**WRITTEN REQUEST**
Emit a verbatim copy of the lines below from the line with "Output the component" through the line with "number, opacity: number];", excluding pictures and everything outside that range.

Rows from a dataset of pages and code
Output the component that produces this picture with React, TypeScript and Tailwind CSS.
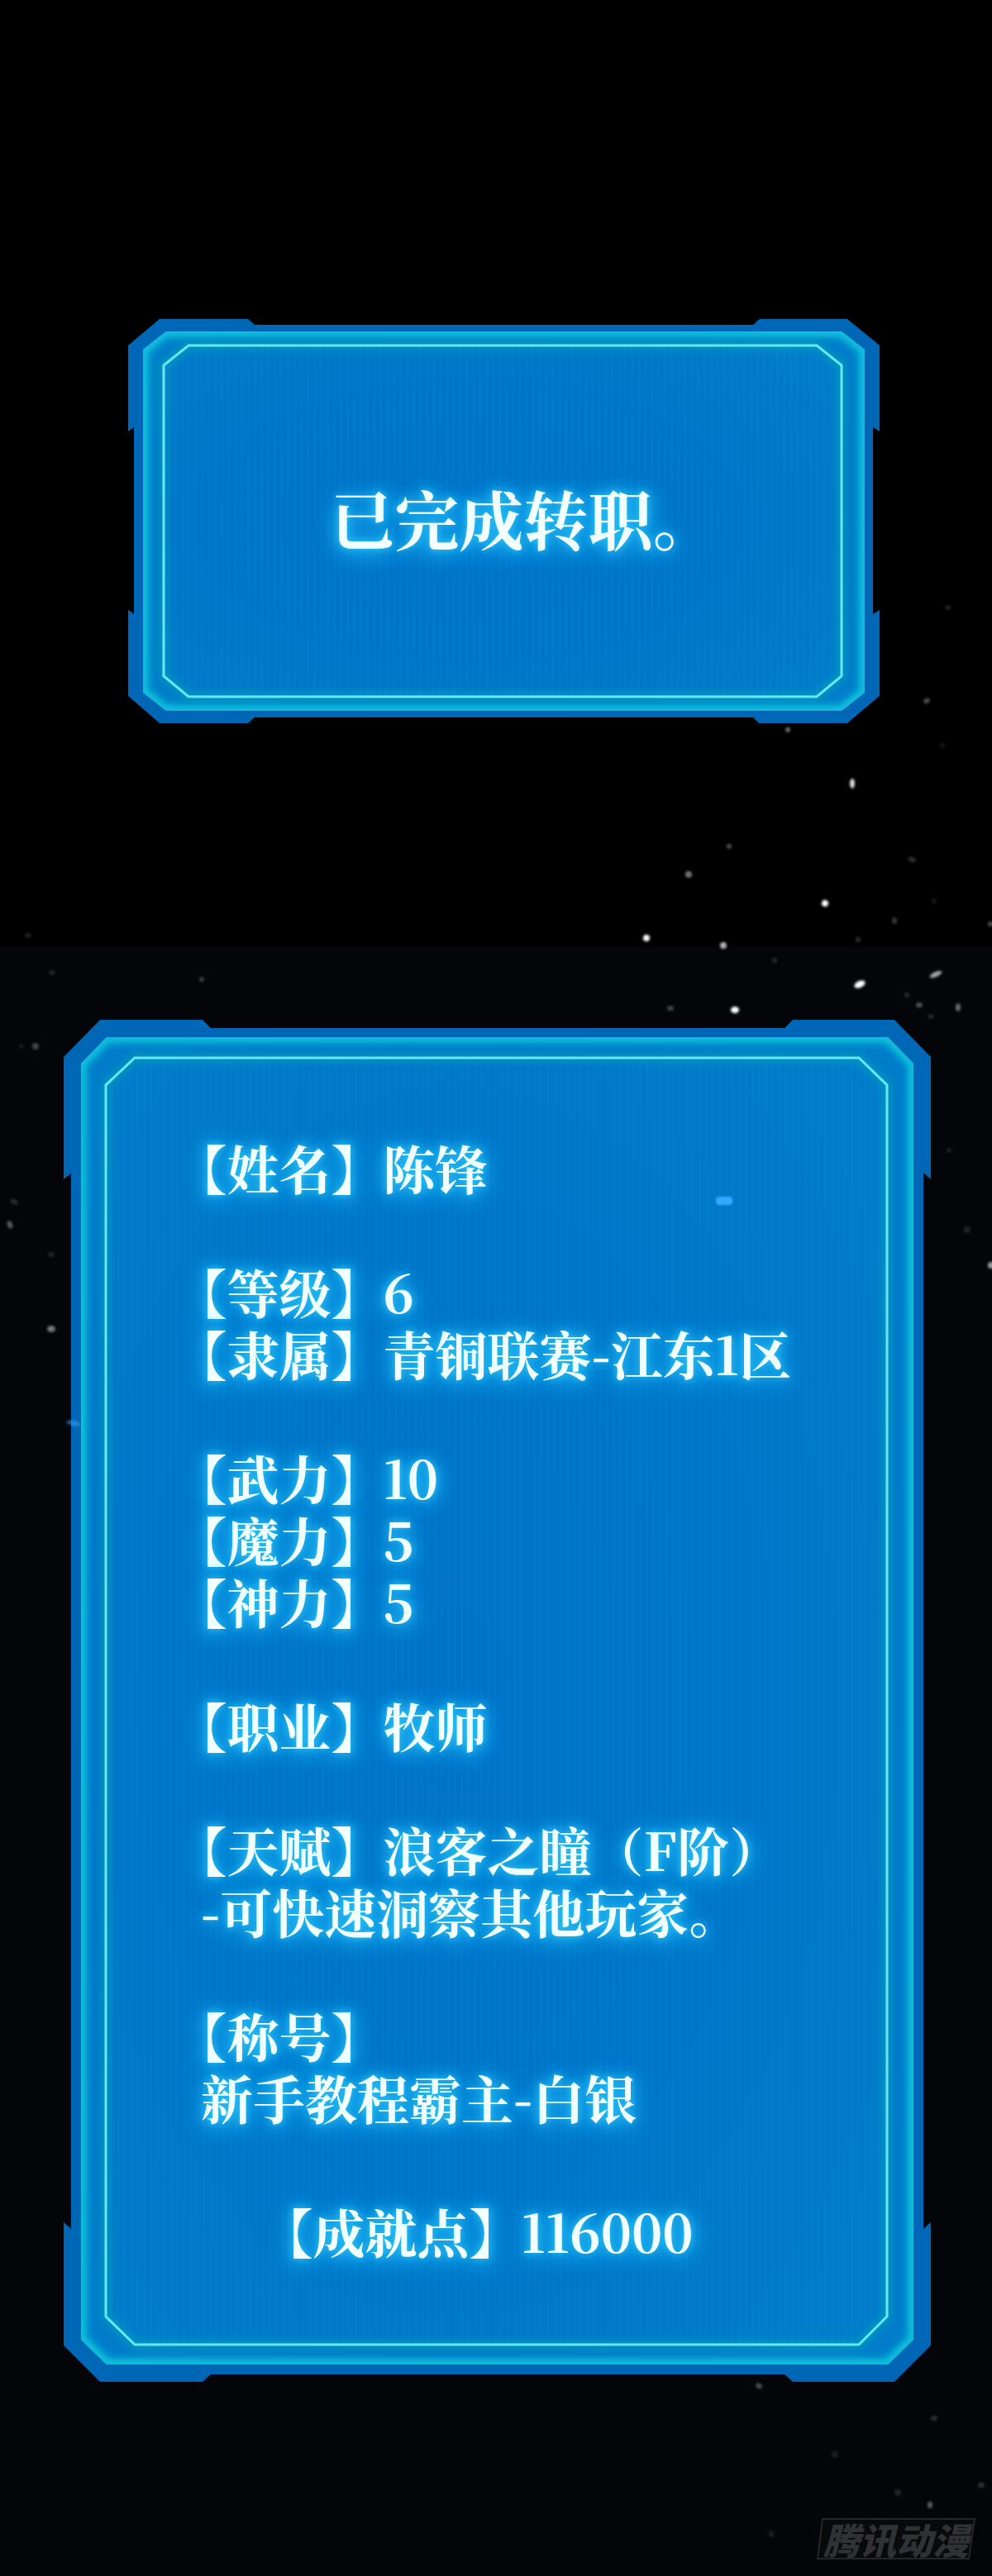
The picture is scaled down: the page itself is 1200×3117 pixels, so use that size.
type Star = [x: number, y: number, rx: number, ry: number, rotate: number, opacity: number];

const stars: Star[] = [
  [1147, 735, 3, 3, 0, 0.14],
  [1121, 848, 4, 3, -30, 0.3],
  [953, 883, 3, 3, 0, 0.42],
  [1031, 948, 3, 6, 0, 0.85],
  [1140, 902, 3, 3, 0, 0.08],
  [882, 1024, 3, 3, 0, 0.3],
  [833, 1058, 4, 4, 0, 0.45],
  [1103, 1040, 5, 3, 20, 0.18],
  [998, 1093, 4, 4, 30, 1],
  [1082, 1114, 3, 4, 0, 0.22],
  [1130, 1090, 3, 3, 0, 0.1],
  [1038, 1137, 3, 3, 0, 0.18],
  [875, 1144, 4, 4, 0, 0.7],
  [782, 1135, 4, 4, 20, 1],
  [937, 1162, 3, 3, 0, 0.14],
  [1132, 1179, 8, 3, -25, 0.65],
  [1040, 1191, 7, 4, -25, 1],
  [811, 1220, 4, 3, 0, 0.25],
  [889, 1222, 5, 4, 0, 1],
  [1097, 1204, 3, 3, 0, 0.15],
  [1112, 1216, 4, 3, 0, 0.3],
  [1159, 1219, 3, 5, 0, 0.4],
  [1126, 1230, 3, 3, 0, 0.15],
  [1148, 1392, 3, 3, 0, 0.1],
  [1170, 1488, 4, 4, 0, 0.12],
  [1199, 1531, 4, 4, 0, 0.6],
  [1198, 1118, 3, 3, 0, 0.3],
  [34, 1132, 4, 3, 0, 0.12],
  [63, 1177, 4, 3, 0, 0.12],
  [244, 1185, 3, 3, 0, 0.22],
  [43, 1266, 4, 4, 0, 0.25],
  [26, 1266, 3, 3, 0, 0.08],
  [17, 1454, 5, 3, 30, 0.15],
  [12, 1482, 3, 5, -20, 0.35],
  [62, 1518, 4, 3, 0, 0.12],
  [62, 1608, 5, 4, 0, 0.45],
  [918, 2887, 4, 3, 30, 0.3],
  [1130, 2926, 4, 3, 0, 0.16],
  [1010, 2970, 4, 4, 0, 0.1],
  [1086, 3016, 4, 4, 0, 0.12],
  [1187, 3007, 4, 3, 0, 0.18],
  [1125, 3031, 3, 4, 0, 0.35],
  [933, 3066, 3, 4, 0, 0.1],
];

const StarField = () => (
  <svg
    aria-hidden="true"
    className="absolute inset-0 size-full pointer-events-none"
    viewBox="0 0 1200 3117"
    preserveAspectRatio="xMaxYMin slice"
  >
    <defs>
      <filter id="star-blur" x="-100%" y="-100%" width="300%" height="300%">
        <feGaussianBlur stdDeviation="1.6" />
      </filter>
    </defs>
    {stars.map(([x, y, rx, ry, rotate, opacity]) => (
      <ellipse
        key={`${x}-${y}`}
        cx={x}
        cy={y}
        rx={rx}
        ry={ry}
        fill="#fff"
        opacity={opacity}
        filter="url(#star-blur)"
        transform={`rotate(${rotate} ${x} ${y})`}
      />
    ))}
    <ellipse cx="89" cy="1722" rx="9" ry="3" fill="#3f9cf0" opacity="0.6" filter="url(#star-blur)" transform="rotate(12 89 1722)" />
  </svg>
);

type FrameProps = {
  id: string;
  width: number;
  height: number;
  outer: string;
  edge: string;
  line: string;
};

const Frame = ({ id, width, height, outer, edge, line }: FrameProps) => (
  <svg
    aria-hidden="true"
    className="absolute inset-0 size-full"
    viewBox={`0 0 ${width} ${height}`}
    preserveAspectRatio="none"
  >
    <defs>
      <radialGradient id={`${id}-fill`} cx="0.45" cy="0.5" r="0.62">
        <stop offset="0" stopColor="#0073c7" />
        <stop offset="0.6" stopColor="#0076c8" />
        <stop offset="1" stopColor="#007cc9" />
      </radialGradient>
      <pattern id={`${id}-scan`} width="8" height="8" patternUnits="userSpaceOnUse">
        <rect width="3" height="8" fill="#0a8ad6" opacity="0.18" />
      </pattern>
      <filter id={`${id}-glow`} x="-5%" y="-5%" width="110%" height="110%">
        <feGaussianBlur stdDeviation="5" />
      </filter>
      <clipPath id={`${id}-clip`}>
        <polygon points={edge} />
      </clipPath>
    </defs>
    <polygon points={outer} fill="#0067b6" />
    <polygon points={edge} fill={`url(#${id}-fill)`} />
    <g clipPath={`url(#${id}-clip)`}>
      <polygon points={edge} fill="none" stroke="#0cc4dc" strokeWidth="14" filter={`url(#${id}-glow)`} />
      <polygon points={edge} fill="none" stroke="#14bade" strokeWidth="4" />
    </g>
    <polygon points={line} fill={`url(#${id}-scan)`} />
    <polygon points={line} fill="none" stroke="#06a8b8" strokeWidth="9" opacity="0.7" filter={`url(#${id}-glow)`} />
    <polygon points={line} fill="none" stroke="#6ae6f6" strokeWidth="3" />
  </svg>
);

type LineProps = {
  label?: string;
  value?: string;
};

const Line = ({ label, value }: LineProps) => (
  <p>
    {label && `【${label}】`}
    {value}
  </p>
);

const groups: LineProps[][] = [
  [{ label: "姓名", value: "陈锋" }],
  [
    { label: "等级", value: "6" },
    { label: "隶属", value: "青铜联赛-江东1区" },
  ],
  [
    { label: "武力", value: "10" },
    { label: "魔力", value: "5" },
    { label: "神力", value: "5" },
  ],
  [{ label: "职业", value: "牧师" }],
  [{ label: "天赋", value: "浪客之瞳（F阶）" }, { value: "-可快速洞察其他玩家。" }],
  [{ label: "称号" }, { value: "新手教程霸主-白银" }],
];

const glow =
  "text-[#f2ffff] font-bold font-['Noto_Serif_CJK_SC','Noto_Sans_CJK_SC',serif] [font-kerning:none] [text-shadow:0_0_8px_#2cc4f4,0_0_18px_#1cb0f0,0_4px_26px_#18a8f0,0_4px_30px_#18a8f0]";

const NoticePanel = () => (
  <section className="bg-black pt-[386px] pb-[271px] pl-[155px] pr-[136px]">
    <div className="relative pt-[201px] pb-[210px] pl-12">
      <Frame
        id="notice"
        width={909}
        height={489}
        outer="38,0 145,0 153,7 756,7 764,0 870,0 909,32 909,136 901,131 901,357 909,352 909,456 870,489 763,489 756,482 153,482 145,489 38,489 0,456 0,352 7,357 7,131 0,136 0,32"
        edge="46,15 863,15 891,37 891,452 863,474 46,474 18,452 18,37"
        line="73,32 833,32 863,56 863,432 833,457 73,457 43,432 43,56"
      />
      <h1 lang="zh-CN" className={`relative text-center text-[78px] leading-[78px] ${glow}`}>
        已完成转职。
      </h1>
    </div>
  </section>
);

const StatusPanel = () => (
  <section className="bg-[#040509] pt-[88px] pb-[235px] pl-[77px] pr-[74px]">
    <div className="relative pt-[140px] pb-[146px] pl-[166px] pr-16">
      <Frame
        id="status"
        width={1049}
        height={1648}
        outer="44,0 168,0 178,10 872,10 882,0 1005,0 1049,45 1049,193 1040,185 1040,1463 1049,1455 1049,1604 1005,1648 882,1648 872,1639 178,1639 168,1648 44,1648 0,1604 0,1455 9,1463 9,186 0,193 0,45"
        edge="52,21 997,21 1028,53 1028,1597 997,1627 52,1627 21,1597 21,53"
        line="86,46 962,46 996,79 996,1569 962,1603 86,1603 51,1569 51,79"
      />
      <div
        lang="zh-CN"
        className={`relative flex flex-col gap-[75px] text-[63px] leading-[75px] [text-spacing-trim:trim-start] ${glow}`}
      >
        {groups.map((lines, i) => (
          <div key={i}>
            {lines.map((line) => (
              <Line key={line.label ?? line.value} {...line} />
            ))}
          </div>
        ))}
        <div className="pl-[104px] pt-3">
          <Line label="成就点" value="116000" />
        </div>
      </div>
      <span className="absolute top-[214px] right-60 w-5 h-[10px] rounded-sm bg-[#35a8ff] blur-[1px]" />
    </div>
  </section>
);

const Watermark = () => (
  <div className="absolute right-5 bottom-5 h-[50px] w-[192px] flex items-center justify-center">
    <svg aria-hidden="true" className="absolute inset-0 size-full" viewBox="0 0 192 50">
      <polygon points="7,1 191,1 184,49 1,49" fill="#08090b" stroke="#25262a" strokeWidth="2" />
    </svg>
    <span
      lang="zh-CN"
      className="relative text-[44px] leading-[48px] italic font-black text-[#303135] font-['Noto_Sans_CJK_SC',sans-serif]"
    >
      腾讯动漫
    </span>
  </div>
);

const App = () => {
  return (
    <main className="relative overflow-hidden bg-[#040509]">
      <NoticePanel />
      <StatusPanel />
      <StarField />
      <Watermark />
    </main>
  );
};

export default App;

--

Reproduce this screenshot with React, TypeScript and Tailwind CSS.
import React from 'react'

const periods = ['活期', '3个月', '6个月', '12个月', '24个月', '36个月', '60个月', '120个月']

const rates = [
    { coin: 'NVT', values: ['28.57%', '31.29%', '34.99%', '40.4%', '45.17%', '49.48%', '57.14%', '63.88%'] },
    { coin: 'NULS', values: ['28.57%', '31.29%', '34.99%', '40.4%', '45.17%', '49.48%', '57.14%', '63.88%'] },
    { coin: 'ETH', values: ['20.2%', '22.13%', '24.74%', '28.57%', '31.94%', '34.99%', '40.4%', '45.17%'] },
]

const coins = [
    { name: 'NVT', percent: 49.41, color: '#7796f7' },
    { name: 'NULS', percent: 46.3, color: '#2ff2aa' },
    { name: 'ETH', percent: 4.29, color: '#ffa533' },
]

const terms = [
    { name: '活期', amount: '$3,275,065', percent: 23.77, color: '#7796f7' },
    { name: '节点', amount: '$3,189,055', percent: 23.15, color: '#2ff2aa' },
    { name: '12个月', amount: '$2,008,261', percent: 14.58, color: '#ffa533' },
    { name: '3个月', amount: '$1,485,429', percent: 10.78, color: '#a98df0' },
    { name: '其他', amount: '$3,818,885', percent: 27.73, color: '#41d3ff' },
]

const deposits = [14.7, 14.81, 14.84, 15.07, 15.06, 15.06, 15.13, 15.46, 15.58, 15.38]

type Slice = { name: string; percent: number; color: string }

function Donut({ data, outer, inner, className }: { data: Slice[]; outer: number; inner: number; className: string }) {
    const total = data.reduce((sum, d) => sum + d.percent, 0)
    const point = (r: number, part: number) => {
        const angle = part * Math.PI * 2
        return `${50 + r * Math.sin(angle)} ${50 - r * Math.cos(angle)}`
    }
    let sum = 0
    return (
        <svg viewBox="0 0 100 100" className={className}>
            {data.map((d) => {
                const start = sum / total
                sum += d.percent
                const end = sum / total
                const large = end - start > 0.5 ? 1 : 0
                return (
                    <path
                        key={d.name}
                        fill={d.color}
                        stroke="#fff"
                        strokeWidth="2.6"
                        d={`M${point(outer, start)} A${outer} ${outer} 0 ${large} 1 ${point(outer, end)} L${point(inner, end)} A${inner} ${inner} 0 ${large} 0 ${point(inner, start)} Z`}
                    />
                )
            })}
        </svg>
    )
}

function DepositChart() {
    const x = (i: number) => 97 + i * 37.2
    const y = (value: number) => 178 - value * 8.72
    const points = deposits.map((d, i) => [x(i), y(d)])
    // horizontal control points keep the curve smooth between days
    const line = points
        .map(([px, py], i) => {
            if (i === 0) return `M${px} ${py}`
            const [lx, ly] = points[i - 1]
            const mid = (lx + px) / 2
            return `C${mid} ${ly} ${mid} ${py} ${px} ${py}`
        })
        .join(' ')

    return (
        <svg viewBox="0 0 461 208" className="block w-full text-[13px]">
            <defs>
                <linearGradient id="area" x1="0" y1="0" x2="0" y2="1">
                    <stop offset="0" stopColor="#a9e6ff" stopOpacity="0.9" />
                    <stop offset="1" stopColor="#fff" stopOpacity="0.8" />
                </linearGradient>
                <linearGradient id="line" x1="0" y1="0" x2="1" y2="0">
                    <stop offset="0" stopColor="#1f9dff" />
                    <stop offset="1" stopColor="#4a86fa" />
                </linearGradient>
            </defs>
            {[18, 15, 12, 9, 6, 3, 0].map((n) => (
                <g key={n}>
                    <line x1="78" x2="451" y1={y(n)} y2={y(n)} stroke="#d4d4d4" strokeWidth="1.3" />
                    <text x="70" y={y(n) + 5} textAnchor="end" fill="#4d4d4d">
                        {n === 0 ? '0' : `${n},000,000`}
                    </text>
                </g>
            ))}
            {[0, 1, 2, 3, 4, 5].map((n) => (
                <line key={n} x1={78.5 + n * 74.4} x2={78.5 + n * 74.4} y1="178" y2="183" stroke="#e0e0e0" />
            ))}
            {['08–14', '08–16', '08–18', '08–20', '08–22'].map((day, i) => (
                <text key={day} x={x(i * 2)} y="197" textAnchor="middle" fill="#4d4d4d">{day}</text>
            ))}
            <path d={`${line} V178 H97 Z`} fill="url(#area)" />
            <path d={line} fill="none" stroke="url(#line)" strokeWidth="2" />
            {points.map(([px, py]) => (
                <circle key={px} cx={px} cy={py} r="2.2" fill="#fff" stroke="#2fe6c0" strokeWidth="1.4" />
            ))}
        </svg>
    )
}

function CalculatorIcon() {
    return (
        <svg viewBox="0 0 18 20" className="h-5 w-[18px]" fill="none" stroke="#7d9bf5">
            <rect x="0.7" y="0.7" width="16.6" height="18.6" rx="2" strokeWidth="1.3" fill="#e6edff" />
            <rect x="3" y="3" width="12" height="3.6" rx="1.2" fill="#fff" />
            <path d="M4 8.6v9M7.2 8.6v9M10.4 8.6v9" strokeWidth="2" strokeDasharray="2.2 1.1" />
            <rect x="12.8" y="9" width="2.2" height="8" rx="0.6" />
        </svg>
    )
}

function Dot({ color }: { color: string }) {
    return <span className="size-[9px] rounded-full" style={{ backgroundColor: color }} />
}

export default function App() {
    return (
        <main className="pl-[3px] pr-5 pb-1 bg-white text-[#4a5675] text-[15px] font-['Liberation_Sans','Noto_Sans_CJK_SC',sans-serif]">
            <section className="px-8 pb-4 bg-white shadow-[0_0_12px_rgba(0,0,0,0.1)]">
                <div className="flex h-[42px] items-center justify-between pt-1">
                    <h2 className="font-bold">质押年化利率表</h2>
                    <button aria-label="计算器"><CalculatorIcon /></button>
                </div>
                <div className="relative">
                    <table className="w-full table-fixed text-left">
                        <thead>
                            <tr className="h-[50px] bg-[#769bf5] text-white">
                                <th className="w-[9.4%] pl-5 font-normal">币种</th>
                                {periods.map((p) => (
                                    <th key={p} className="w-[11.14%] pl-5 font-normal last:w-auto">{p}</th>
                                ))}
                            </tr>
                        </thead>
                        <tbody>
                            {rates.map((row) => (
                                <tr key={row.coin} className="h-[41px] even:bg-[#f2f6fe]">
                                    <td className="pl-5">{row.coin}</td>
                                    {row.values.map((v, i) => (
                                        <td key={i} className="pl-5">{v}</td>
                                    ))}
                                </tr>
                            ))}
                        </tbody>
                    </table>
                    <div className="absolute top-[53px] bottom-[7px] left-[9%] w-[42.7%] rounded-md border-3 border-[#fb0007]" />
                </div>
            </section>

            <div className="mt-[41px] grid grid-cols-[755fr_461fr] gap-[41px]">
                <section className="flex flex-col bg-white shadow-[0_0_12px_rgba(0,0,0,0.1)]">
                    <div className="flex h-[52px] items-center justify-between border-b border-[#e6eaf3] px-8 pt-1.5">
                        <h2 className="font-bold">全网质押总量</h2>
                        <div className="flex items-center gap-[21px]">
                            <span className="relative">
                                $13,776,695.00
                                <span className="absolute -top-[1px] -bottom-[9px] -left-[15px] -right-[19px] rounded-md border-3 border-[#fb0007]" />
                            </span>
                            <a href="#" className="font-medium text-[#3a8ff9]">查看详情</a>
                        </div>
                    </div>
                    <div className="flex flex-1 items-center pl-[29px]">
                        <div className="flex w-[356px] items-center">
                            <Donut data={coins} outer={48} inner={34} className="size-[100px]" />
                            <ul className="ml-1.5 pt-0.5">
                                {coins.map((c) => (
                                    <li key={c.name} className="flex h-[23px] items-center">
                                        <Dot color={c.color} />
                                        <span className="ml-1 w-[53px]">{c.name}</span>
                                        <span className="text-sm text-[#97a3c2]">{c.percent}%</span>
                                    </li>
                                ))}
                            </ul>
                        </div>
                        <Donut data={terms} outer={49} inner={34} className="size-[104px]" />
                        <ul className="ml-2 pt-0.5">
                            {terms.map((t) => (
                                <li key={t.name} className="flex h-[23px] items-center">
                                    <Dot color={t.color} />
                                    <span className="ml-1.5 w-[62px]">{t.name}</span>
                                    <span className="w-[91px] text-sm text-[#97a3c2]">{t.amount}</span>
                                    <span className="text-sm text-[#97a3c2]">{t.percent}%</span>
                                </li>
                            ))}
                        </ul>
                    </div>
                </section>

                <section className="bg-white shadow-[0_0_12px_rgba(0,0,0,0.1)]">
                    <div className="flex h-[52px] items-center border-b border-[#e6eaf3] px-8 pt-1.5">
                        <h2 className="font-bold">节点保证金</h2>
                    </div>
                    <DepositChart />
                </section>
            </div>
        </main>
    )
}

**ANSWER TO THE TASK**
Output the component that produces this picture with React, TypeScript and Tailwind CSS.
The picture is scaled down: the page itself is 1200×3117 pixels, so use that size.
type Star = [x: number, y: number, rx: number, ry: number, rotate: number, opacity: number];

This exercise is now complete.